Tulisan berjudul “Memperkenalkan Gereja Masehi Injili di Minahasa (GMIM)” pernah disampaikan oleh penulis dalam seminar Sejarah Kehadiran Iman Kristiani di Sulawesi utara dalam rangka Perayaan Tahun Iman Memperingati 50 Tahun pembukaan Konsili Vatikan II, Sabtu 9 Maret 2013 di aula Seminari Hati Kudus Yesus Pineleng kab. Minahasa Sulawesi Utara, oleh Sekolah Tinggi Filsafat Seminari Pineleng. Tulisan ini penulis sajikan kembali dengan beberapa revisi dan penyesuaian untuk sumbangan HUT ke 80 Pdt.Prof.Dr. W.A. Roeroe
1. Menjadi Gereja yang Mengurus dan Membiayai Dirinya Sendiri.
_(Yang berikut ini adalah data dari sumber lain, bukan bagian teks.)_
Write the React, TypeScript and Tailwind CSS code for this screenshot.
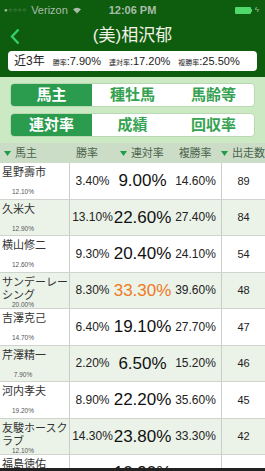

Sejak GMIM berdiri tahun 1934, pimpinan sinode dan klasis didominasi oleh pendeta Indische Kerk Eropa. Hanya Pdt. A. Z. R.Wenas tenaga pribumi yang menjabat ketua klasis Tomohon dan wakil ketua sinode. Peristiwa pendudukan militer Jepang di Minahasa awal tahun 1942 – 1945, membawa perubahan yang amat berarti bagi GMIM. Ketua sinode mulai dijabat oleh Ds. A. Z. R. Wenas, dan pengurus sinode lainnya serta ketua-ketua klasis beralih ke tenaga pribumi. Meskipun pembiayaan Gereja ditanggung sendiri, serta biaya hidup para Pendeta dan Guru Injil. Inilah peristiwa sejarah pertama kali GMIM dipimpin oleh tenaga pribumi dan membiayai dirinya sendiri.
2. Jemaat-jemaat GMIM di Gorontalo, Buol-Tolitoli dan Donggala.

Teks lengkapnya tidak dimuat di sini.